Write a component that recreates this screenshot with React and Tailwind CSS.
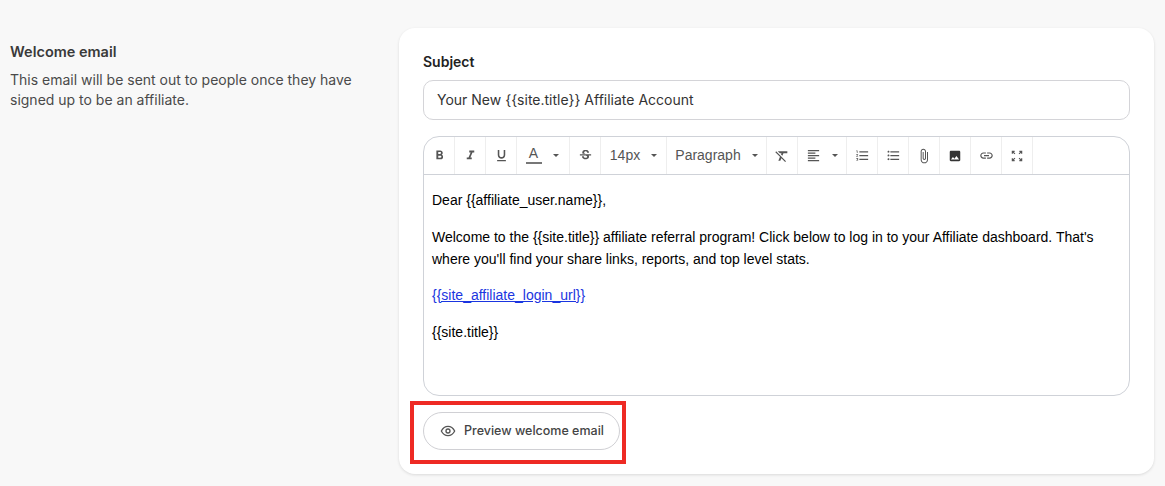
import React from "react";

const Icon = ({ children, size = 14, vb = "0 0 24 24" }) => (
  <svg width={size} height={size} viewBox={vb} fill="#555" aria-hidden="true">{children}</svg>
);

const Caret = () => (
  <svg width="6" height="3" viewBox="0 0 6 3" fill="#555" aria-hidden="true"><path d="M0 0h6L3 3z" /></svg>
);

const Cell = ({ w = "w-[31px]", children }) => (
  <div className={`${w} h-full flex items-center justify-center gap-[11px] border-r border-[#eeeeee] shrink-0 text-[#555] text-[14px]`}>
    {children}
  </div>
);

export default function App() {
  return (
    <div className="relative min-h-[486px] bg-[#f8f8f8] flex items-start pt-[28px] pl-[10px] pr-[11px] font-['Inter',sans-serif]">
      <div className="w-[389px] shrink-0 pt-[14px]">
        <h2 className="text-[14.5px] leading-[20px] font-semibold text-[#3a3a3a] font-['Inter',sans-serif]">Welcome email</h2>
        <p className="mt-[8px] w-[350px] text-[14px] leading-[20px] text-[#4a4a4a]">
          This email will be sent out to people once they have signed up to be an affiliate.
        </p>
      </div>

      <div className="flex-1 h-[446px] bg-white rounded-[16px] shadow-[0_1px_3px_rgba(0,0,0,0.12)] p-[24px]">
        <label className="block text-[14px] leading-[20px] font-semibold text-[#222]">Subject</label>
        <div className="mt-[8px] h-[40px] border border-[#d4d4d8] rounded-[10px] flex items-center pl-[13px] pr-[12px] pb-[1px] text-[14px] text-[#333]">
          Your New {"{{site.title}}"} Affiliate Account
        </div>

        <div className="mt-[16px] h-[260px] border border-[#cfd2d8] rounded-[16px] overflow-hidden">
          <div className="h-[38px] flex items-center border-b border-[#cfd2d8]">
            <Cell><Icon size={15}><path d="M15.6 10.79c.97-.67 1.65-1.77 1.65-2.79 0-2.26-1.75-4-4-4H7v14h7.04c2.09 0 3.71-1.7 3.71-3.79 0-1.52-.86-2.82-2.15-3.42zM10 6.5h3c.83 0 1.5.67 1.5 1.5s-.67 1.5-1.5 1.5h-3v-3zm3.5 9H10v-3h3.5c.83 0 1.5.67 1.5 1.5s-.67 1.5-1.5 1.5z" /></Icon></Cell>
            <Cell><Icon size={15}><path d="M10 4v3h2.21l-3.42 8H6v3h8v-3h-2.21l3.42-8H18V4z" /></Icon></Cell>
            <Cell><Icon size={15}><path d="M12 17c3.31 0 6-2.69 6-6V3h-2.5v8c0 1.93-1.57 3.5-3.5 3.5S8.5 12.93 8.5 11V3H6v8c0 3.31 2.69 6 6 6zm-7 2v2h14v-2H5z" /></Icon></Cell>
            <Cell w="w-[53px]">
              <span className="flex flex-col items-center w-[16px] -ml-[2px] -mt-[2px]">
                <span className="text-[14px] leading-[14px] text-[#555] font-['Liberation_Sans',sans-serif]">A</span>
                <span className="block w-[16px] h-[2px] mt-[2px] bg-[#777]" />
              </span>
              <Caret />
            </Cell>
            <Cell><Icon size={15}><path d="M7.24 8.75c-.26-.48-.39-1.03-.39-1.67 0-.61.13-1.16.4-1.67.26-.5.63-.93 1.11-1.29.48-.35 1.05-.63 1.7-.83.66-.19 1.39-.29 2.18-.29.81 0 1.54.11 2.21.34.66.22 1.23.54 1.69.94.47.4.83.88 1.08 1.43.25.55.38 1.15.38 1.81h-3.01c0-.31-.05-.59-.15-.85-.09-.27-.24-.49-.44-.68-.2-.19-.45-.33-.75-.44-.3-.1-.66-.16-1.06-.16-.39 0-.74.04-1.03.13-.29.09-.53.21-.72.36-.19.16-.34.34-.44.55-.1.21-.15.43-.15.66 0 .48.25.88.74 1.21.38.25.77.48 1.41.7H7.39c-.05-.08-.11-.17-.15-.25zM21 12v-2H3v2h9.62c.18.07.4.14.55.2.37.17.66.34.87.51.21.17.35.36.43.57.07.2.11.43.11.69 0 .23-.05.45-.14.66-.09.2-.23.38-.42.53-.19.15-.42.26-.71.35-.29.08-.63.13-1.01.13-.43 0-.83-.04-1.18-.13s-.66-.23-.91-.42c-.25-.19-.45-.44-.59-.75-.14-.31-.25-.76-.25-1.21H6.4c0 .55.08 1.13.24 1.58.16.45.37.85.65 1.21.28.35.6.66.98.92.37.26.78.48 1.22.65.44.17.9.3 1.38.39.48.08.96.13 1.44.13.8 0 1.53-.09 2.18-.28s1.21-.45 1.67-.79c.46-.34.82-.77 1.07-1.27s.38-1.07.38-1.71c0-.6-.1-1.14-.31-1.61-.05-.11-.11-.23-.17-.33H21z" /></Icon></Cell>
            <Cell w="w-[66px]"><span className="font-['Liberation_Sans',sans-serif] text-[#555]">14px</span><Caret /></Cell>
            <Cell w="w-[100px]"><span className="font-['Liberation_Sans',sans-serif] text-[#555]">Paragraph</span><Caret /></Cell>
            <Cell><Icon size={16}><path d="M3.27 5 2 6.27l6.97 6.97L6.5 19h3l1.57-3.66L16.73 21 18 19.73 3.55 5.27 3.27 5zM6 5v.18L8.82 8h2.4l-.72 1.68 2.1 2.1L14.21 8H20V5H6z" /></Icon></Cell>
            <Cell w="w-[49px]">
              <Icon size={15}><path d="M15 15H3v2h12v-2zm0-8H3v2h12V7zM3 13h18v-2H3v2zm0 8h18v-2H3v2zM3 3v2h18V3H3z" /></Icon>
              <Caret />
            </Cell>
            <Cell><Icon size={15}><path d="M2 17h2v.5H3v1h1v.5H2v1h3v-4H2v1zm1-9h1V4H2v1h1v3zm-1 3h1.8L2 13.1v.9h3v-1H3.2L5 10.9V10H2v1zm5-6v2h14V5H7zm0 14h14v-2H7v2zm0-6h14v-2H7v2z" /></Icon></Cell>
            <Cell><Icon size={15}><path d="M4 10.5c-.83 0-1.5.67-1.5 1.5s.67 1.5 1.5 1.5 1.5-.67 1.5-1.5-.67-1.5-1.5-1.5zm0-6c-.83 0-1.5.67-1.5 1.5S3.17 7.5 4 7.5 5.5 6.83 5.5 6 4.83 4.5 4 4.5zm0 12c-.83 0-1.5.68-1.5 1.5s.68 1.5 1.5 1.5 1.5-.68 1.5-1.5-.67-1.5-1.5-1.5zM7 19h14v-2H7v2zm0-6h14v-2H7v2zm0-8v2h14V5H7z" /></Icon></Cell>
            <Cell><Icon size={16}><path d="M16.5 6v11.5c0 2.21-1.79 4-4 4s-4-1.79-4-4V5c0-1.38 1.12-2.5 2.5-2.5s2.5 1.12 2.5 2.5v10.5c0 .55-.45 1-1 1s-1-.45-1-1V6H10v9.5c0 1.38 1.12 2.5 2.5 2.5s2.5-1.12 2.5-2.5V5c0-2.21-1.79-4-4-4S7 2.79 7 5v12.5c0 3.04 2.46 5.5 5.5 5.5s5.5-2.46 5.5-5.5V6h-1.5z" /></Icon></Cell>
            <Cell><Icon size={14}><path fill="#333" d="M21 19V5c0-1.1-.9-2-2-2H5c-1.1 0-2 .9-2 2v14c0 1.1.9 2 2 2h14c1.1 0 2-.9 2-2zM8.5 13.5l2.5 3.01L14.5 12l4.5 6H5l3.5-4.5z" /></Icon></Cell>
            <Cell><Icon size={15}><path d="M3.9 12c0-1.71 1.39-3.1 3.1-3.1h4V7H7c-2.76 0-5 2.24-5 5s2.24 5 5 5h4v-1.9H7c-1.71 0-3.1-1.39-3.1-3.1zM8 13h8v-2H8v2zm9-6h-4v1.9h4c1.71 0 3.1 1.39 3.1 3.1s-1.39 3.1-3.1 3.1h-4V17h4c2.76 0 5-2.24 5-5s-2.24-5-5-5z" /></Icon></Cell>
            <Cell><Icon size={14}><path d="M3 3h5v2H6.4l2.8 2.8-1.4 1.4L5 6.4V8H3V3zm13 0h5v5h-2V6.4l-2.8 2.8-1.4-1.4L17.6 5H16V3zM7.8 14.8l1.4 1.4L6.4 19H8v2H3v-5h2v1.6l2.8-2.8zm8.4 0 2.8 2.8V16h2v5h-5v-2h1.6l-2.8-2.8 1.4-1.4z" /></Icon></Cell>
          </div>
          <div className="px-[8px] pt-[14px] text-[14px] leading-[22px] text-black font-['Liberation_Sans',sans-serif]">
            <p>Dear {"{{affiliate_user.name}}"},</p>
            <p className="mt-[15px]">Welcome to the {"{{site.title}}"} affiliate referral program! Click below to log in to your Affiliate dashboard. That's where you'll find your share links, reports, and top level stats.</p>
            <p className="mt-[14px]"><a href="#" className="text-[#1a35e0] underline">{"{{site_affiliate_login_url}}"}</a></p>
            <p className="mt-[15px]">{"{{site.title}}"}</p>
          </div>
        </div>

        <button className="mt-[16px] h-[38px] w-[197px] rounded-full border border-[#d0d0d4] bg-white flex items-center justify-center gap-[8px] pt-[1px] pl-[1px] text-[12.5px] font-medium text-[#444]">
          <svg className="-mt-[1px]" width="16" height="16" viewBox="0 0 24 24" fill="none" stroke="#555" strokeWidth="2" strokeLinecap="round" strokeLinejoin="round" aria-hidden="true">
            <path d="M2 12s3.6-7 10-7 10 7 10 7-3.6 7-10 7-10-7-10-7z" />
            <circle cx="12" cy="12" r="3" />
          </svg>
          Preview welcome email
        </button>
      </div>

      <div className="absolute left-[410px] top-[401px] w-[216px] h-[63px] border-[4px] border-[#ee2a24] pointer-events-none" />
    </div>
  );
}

Requirement:
Leave out the pictures, then repeat the listing above exactly from its first line to the line with "import React from", inclusive.

Task answer:
Write a component that recreates this screenshot with React and Tailwind CSS.
import React from "react";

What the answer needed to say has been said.